Written problem: Search the material for "screenshot" and show all lines that contain it.

:: Exercise material ::

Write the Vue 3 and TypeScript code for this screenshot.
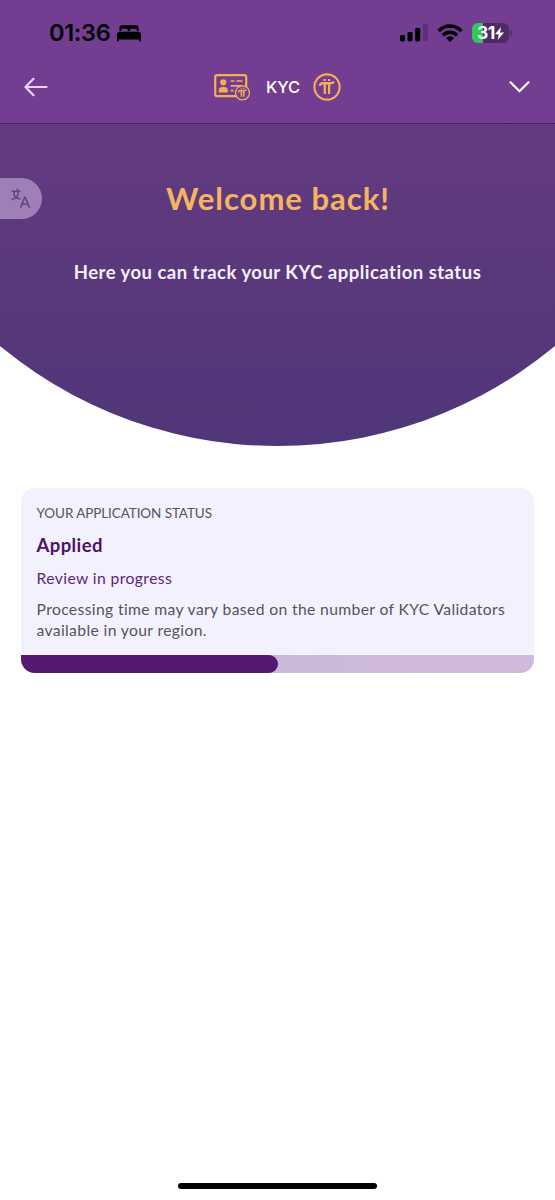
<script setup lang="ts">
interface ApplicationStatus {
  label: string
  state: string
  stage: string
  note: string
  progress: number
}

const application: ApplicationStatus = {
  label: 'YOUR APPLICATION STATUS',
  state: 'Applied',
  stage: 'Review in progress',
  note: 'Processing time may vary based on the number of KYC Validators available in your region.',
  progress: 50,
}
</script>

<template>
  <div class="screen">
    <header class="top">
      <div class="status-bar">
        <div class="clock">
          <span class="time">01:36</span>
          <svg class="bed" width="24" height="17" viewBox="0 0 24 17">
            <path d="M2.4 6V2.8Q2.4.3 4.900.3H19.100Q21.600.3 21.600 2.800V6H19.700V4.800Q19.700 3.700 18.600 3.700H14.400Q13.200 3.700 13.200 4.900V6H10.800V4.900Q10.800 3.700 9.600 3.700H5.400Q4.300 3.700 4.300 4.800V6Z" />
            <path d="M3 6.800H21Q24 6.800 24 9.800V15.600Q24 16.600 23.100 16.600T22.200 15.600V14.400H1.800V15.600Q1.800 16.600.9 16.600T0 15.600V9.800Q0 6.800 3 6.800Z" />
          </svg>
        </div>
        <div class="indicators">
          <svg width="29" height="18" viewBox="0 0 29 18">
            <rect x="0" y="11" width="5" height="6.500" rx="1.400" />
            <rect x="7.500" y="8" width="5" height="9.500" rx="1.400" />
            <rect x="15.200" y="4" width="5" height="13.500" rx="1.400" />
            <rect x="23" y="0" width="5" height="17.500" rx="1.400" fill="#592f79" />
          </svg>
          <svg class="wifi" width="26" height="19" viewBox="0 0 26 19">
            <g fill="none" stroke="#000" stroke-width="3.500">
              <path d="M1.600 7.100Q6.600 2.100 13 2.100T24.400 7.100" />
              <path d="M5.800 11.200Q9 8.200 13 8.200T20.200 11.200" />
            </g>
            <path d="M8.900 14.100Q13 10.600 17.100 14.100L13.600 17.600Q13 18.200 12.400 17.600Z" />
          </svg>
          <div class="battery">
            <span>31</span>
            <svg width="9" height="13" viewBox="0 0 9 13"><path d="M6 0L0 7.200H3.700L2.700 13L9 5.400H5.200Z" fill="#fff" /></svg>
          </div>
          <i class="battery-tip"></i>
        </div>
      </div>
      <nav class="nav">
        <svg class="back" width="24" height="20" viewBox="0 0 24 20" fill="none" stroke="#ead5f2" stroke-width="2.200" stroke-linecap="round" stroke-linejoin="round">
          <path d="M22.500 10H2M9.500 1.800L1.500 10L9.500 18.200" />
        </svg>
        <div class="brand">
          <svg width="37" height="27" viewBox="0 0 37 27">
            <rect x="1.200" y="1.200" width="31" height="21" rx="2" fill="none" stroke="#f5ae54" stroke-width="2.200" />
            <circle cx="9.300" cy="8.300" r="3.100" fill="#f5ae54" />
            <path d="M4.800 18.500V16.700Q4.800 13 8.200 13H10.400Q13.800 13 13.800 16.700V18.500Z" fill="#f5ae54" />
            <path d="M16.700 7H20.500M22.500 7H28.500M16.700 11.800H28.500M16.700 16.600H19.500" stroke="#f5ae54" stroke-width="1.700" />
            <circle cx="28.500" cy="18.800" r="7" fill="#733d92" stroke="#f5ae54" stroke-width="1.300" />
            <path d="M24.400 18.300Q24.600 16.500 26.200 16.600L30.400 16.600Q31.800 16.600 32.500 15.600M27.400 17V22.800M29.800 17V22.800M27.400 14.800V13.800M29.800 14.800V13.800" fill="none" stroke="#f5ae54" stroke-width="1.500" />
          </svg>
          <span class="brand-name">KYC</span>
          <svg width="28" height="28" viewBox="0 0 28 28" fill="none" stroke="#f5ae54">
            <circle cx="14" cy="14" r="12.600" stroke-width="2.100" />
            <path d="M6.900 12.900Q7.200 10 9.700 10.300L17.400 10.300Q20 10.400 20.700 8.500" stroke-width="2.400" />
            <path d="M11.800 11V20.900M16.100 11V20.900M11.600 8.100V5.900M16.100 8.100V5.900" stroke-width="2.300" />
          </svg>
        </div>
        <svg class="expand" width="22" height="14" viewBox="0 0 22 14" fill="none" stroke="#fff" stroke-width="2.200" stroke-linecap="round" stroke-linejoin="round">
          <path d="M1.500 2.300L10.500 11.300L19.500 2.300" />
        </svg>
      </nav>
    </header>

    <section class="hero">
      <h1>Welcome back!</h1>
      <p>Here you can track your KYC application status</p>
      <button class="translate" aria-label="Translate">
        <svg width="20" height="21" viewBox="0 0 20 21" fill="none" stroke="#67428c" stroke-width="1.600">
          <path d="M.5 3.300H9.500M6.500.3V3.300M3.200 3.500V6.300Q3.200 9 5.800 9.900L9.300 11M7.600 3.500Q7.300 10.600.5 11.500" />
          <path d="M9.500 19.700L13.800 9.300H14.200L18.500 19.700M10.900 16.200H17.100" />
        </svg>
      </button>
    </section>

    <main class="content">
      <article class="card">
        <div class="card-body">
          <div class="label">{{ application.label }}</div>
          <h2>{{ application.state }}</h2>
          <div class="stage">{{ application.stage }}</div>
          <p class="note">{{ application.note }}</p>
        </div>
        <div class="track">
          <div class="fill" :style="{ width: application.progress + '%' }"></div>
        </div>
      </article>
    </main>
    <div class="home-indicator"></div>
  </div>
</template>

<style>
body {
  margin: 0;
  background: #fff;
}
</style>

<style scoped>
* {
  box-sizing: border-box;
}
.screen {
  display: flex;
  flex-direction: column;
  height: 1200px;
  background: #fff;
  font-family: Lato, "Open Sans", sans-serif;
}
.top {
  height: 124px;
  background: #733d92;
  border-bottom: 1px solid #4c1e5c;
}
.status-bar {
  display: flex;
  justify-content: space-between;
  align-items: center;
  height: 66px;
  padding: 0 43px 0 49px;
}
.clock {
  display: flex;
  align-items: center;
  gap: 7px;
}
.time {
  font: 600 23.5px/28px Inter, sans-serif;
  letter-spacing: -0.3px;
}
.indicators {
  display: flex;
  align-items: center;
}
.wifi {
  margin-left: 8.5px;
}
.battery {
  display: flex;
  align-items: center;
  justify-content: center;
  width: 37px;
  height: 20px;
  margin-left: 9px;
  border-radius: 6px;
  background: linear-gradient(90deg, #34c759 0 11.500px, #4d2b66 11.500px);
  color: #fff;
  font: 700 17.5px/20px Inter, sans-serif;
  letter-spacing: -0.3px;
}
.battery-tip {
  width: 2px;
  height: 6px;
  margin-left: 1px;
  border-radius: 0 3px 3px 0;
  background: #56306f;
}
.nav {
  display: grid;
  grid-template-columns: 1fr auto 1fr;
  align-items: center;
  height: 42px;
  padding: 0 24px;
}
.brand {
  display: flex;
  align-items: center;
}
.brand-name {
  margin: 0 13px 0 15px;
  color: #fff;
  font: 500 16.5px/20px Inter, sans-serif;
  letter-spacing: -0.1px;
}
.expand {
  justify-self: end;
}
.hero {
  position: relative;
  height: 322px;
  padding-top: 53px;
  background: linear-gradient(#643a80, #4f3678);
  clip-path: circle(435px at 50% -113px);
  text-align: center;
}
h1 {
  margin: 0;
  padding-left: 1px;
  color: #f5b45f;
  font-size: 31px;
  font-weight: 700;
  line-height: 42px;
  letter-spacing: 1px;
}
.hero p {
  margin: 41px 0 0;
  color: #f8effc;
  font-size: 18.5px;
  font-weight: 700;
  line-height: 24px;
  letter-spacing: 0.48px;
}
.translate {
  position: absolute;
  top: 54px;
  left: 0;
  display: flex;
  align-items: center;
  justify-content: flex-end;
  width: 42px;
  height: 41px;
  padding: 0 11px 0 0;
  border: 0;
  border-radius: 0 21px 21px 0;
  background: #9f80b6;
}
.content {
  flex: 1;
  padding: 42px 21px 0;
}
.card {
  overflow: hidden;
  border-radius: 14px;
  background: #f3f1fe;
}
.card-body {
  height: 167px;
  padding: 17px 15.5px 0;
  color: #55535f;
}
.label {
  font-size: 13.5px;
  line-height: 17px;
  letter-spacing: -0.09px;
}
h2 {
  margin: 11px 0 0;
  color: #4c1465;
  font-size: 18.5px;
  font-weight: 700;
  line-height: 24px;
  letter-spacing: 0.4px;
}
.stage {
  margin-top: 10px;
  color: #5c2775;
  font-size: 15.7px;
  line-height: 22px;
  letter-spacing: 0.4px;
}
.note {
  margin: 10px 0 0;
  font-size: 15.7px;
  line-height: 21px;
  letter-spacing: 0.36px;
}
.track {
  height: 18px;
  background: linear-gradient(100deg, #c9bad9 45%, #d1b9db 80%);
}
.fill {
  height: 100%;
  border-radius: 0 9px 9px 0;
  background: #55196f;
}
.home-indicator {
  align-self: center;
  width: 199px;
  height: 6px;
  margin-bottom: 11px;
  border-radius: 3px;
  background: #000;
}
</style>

:::
:: Exercise material ::

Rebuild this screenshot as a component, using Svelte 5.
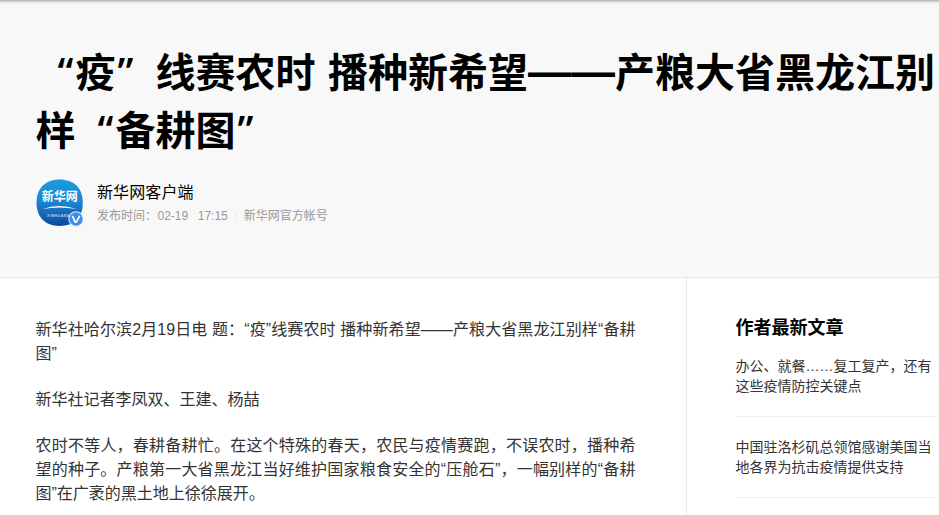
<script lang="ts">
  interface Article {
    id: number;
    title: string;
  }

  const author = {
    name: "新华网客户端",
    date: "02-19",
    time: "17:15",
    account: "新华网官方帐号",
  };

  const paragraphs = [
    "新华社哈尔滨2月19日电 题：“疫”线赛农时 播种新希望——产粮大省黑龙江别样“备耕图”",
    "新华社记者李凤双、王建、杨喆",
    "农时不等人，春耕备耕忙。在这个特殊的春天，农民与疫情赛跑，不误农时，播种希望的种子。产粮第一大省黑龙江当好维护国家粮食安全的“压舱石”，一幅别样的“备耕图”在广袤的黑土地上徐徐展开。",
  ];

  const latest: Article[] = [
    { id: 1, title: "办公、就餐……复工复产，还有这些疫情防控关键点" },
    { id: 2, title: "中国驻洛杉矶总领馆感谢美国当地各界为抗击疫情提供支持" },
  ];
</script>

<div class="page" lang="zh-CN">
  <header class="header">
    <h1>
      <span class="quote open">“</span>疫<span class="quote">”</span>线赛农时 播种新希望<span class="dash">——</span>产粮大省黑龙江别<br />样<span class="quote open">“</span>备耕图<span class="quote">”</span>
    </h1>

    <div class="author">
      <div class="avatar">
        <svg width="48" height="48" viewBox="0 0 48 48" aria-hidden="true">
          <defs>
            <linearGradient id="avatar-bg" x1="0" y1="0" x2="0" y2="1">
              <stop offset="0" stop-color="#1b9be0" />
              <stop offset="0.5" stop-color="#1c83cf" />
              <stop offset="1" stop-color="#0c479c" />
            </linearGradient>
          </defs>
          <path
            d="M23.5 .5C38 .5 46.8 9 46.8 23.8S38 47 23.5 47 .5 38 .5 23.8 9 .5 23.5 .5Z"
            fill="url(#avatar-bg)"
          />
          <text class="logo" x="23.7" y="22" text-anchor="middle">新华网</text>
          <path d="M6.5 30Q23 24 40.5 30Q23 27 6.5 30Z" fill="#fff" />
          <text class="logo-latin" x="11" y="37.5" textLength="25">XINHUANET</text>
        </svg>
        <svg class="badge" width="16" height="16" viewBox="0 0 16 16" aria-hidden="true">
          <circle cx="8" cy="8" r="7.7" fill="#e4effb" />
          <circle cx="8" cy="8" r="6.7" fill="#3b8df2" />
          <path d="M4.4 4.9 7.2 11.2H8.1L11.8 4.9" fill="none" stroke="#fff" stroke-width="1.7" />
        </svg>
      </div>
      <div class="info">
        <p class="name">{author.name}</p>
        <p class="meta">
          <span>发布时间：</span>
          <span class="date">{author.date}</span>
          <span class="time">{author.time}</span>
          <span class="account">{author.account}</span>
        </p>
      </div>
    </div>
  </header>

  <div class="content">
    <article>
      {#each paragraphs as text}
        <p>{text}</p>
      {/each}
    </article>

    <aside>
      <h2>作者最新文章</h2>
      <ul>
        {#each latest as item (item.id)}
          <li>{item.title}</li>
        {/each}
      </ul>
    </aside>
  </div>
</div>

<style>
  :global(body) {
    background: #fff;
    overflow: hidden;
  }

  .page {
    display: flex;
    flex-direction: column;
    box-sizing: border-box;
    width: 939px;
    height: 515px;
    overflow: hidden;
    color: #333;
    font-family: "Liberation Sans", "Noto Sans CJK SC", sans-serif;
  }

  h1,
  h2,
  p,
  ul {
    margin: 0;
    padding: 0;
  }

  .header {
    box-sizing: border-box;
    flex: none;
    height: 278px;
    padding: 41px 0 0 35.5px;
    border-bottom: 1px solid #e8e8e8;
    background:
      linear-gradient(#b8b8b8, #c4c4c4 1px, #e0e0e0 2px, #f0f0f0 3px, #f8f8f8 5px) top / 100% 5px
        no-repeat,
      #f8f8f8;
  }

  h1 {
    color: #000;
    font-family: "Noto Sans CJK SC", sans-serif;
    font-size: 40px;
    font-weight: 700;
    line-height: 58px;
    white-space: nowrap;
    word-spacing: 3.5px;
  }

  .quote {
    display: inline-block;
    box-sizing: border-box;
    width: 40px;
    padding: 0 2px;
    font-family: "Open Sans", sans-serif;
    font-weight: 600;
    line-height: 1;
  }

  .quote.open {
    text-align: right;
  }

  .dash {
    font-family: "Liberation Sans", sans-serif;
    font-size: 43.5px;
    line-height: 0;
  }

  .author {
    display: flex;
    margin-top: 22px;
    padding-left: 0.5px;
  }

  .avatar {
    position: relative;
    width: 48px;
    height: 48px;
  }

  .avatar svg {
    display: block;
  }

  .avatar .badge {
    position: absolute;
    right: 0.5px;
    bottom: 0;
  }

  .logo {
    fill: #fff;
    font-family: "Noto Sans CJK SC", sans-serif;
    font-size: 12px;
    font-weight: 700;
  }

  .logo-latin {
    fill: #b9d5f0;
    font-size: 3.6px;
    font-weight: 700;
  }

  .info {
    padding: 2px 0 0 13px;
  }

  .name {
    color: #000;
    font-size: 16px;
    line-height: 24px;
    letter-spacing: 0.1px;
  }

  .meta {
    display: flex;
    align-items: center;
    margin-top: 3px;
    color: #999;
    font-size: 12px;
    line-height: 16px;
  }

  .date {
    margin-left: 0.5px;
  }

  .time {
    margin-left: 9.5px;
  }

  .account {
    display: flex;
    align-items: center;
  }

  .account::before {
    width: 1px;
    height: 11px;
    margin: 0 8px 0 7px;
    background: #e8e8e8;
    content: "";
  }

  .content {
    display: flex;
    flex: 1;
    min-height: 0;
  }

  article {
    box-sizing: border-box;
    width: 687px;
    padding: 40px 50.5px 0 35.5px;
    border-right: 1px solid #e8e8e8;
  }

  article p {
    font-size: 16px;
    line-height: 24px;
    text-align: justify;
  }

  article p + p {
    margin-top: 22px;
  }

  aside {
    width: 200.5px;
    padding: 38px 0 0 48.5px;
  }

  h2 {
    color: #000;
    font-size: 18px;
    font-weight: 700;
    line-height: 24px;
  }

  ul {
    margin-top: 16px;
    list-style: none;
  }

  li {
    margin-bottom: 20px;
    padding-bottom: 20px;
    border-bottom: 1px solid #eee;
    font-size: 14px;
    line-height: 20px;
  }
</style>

:::

Solution:
Write the Vue 3 and TypeScript code for this screenshot.
Rebuild this screenshot as a component, using Svelte 5.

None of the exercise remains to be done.